Phos-Chek is a brand of long-term fire retardants, class A foams, and gels manufactured by Perimeter Solutions, headquartered in Clayton, Missouri.

Products

Fire retardants

Phos-Chek fire retardants are manufactured as dry powders or as concentrated liquids and diluted with water prior to use.  The retardant is applied ahead of wildfires to homes and vegetation by ground crews and aerial firefighting units, either fixed-wing or rotary-wing aircraft. As of 2022, Phos-Chek LC-95A is the most used fire retardant in the world.

Phos-Chek is produced in several colors, including  off-white, red iron oxide, and a fugitive mixture that is red when dispersed but gradually fades to an earth-tone when exposed to sunlight. The red color aids aircrews in targeting drops of retardant.

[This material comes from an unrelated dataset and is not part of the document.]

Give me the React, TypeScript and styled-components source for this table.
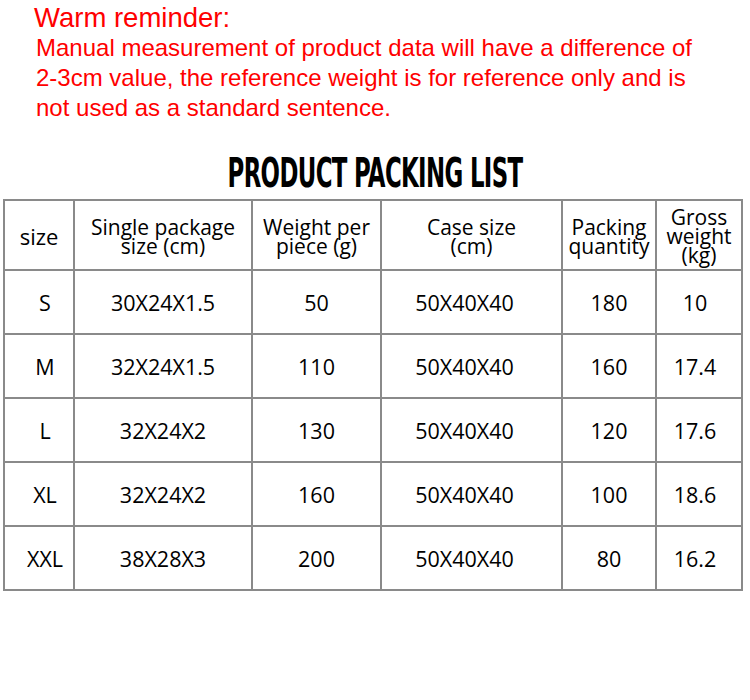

Some of the main components of Phos-Chek retardants include ammonium polyphosphate, diammonium phosphate, diammonium sulfate, monoammonium phosphate, attapulgus clay, guar gum (or a derivative of guar gum), and trade secret performance additives. Fire retardants are manufactured as several different formulations with varying proportions of the above components. 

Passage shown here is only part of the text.